Papa Francesco si è congratulato con la rivista dei gesuiti, diretta da padre Antonio Spadaro, per l’edizione in spagnolo dell’antica pubblicazione cattolica. “Cercate Dio dove si fa trovare, in modo speciale in coloro che hanno fame e sete di quella verità che si traduce in opere di giustizia e di misericordia”
La lettera con cui Francesco ha voluto felicitarsi per la nuova versione spagnola de La Civiltà Cattolica, che va a raggiungere quelle in coreano, cinese, inglese, francese, russo e giapponese non è una formalità, un atto di riconoscimento a quelli che si sono chiamati da 170 anni “gli scrittori del papa”.

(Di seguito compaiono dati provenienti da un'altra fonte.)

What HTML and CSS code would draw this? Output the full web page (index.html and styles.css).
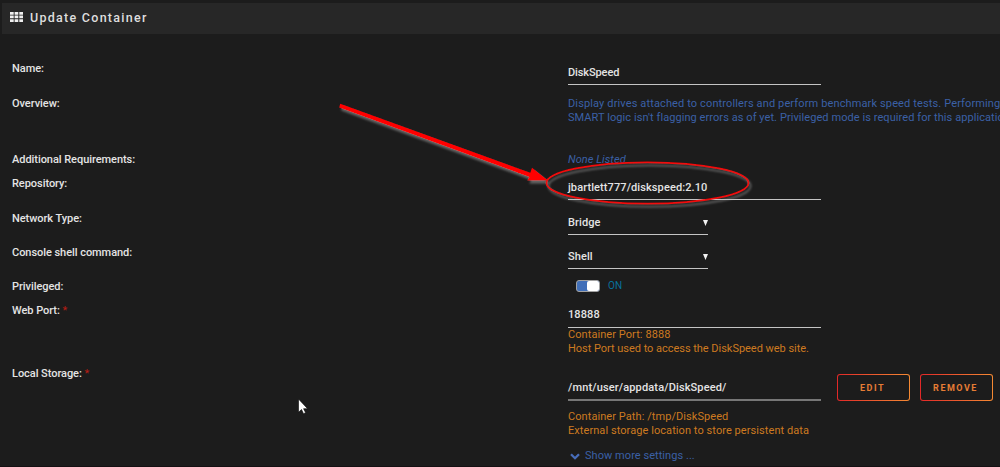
FILE: index.html
```html
<!DOCTYPE html>
<html lang="en">
<head>
<meta charset="utf-8">
<title>Update Container</title>
<link rel="stylesheet" href="styles.css">
</head>
<body>
<header class="title-bar">
  <svg class="grid-icon" width="13" height="10" viewBox="0 0 13 10"><path fill="#f0f0f0" d="M0 0h3.7v2.7H0zM4.6 0h3.7v2.7H4.6zM9.3 0H13v2.7H9.3zM0 3.6h3.7v2.7H0zM4.6 3.6h3.7v2.7H4.6zM9.3 3.6H13v2.7H9.3zM0 7.2h3.7v2.7H0zM4.6 7.2h3.7v2.7H4.6zM9.3 7.2H13v2.7H9.3z"/></svg>
  <h1 class="title">Update Container</h1>
</header>
<main class="form">
  <div class="row row-name">
    <div class="label">Name:</div>
    <div class="field"><div class="input name">DiskSpeed</div></div>
  </div>
  <div class="row row-overview">
    <div class="label">Overview:</div>
    <div class="field desc"><div class="desc-first">Display drives attached to controllers and perform benchmark speed tests. Performing</div><div>SMART logic isn't flagging errors as of yet. Privileged mode is required for this application</div></div>
  </div>
  <div class="row row-req">
    <div class="label">Additional Requirements:</div>
    <div class="field desc"><em>None Listed</em></div>
  </div>
  <div class="row row-repo">
    <div class="label">Repository:</div>
    <div class="field"><div class="input">jbartlett777/diskspeed:2.10</div></div>
  </div>
  <div class="row row-select">
    <div class="label">Network Type:</div>
    <div class="field"><div class="input select"><span>Bridge</span><svg class="caret" width="5" height="6" viewBox="0 0 5 6"><path fill="#f2f2f2" d="M0 0h5L2.5 6z"/></svg></div></div>
  </div>
  <div class="row row-select">
    <div class="label">Console shell command:</div>
    <div class="field"><div class="input select"><span>Shell</span><svg class="caret" width="5" height="6" viewBox="0 0 5 6"><path fill="#f2f2f2" d="M0 0h5L2.5 6z"/></svg></div></div>
  </div>
  <div class="row row-priv">
    <div class="label">Privileged:</div>
    <div class="field switch"><span class="track"><span class="knob"></span></span><span class="on">ON</span></div>
  </div>
  <div class="row row-port">
    <div class="label">Web Port: <span class="star">*</span></div>
    <div class="field"><div class="input port">18888</div><div class="help">Container Port: 8888</div><div class="help help-tight">Host Port used to access the DiskSpeed web site.</div></div>
  </div>
  <div class="row row-storage">
    <div class="label">Local Storage: <span class="star">*</span></div>
    <div class="field">
      <div class="path-line">
        <div class="input path">/mnt/user/appdata/DiskSpeed/</div>
        <div class="buttons"><button class="button">EDIT</button><button class="button">REMOVE</button></div>
      </div>
      <div class="path-help"><div class="help">Container Path: /tmp/DiskSpeed</div><div class="help">External storage location to store persistent data</div></div>
      <div class="more"><svg width="10" height="7" viewBox="0 0 10 7"><path d="M1 1.2 5 5.2 9 1.2" fill="none" stroke="#486dba" stroke-width="2.3"/></svg><span>Show more settings ...</span></div>
    </div>
  </div>
</main>
<div class="bottom-edge"></div>
<svg class="annotation" width="1000" height="467" viewBox="0 0 1000 467">
  <defs>
    <filter id="shadow" x="-10%" y="-20%" width="120%" height="150%"><feDropShadow dx="2" dy="3" stdDeviation="1.1" flood-color="#aaa" flood-opacity=".5"/></filter>
  </defs>
  <g filter="url(#shadow)">
    <path fill="#f00" d="M340.2 103.8 530.3 172.8 532 167.8 548 180.6 527.3 180.6 529.2 176.9 339.2 107.4z"/>
    <ellipse cx="647.5" cy="183" rx="101" ry="20.7" fill="none" stroke="#f00808" stroke-width="1.8"/>
  </g>
  <path d="M298.5 399v13.3l3-2.8 2 4.2 2.1-1-2-4h4z" fill="#fff" stroke="#080808" stroke-width=".6"/>
</svg>
</body>
</html>
```
FILE: styles.css
```css
* { box-sizing: border-box; }
body {
  margin: 0;
  height: 467px;
  overflow: hidden;
  position: relative;
  display: flex;
  flex-direction: column;
  background: #1c1c1c;
  color: #e4e4e4;
  font: 11px/14px Roboto, "Liberation Sans", sans-serif;
  white-space: nowrap;
}
.title-bar {
  flex: none;
  height: 31px;
  margin: 3px 0 0 2px;
  padding-left: 8px;
  display: flex;
  align-items: center;
  gap: 7px;
  background: #272727;
}
.grid-icon { margin-bottom: 4px; }
.title { margin: 0 0 2px; font-size: 12.5px; font-weight: 500; letter-spacing: 1.27px; color: #dedede; }
.form { flex: 1; padding: 28px 0 0 12px; }
.row { display: grid; grid-template-columns: 556px 432px; }
.row-name { height: 34.5px; }
.row-overview { height: 56.5px; }
.row-req { height: 24px; }
.row-repo { height: 34.5px; }
.row-select { height: 34px; }
.row-priv { height: 24.5px; }
.row-port { height: 63px; }
.label { font-weight: 500; letter-spacing: -.05px; }
.input {
  width: 253px;
  height: 23px;
  padding-top: 4px;
  border-bottom: 1px solid #c4c4c4;
  font-weight: 500;
  letter-spacing: .1px;
}
.name { letter-spacing: -.1px; }
.port { height: 24px; }
.select { width: 140px; display: flex; justify-content: space-between; }
.caret { margin-top: 4px; }
.desc { color: #3b60a6; letter-spacing: .07px; }
.desc-first { letter-spacing: .13px; }
.star { color: #b81c14; font-weight: 400; }
.switch { display: flex; align-items: flex-start; padding-left: 8px; }
.track { width: 24px; height: 12px; padding: 0; display: flex; justify-content: flex-end; background: #416fb8; border: 1px solid #a2a2a2; border-radius: 3px; }
.knob { width: 12px; background: #fff; border-radius: 2px; }
.on { margin: -1px 0 0 8px; font-size: 10px; letter-spacing: .2px; color: #08719c; }
.help { color: #cd7a20; letter-spacing: .07px; }
.help-tight { letter-spacing: -.03px; }
.path-line { display: flex; align-items: flex-start; gap: 16px; }
.path { height: 25px; margin-top: 9px; padding-top: 5px; border-bottom: 2px solid #777; letter-spacing: .14px; }
.buttons { display: flex; gap: 10px; margin-top: 7px; }
.button {
  width: 73px;
  height: 27px;
  padding: 0 2px 0 0;
  border: 1.5px solid transparent;
  border-radius: 3px;
  background: linear-gradient(#1c1c1c, #1c1c1c) padding-box, linear-gradient(90deg, #e22828, #f58a33) border-box;
  color: #e77d35;
  font: 700 9px/14px Roboto, sans-serif;
  letter-spacing: 1.5px;
}
.path-help { padding-top: 9px; }
.more { display: flex; align-items: center; gap: 5px; margin: 11px 0 0 2px; color: #3b60a6; letter-spacing: .05px; }
.bottom-edge { flex: none; height: 1px; background: #151013; }
.annotation { position: absolute; left: 0; top: 0; }
```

C’è un passaggio del testo che è molto importante e segue, in modo significativo, la sottolineatura che ora il pubblico a cui si rivolge la rivista, curata dal collegio di scrittori, tutti gesuiti, si arricchisce di lettori di 21 Paesi. Ovviamente Francesco riconosce in questo il remare nella barca di Pietro possibile a chi rema in quella barca scrivendo. Ma aggiunge di puntare “verso il mare aperto”. Ed ecco la frase cruciale: “Cercate Dio dove si fa trovare, in modo speciale in coloro che hanno fame e sete di quella verità che si traduce in opere di giustizia e di misericordia. Cercatelo nei vari ambiti di riflessione filosofica e teologica dei popoli della Spagna, dell’America Latina, e dei Caraibi, nelle loro culture, nei settori della scienza, dell’arte e dell’impegno sociale e politico”. E ancora: “Voi mettete a disposizioni di tutta l’umanità il Vangelo del Regno di Dio come risorsa di salvezza per il nostro tempo”.
Dunque la traduzione in tante lingue de La Civiltà Cattolica indica il desiderio e l’ambizione di compiere quel passaggio da Chiesa occidentale a Chiesa globale che vive dal Concilio Vaticano II ma che oggi appare un viaggio possibile. Questa sfida non può che cercare Dio dove si fa trovare! Quindi il lavoro accanto a chi ha sete di giustizia e misericordia diventa il luogo teologico della Chiesa in uscita, della Chiesa ospedale da campo, quindi di una Chiesa non più autoreferenziale.
Cercare Dio dove si fa trovare fa ricordare una frase famosa di Sant’Ignazio da Loyola, il fondatore della Compagnia di Gesù: “Cercare Dio in tutte le cose ed in tutte trovarlo”. Questo mi sembra lo spirito di chi cerca “verso il mare aperto”. Non resta sui propri territori, sui propri confini, dentro i propri confini, ma va in mare aperto perché sa che quello è l’orizzonte giusto per cercare e trovare. Questa visione che si coglie dunque è la visione globale di una Chiesa cattolica perché universale, e che in quanto dialogo è aperta e dialoga con tutti. Il suo luogo teologico dunque è dove c’è sete di giustizia e di misericordia. Questo messaggio sembra una sintesi della cifra di questo pontificato. Qui si torna ai quattro punti che Francesco ha posto a fondamento del suo documento pontificale, l’esortazione apostolica Evangelii Gaudium: “Il tempo è superiore allo spazio”, cioè avviare processi è più importante di spazi conseguiti, “l’unità prevale sul conflitto”, cioè il perseguimento di un vero bene comune a tutti i figli di Dio è il vero obiettivo, “la realtà è superiore all’idea”, che è la fine di ogni ideologismo, di ogni anteporre alla realtà un’interpretazione della realtà codificata su sistemi interpretativi, “il tutto è superiore alla parte”, che mi sembra la sintesi di quanto detto prima.
In un precedente messaggio a La Civiltà Cattolica, per il suo numero 4000, Francesco indicò tre bussole, tre “i”: “inquietudine”, perché solo l’inquietudine dà pace, “incompletezza”, perché solo la consapevolezza dell’incompletezza del proprio pensiero può portare a liberarsi dal pensiero rigido, “immaginazione”, perché solo immaginando si può capire di più del mondo e di chi lo vive. Credo che solo inquieti, consapevoli della propria incompletezza di pensiero e capaci di immaginare si possa remare “verso il mare aperto”, salpando.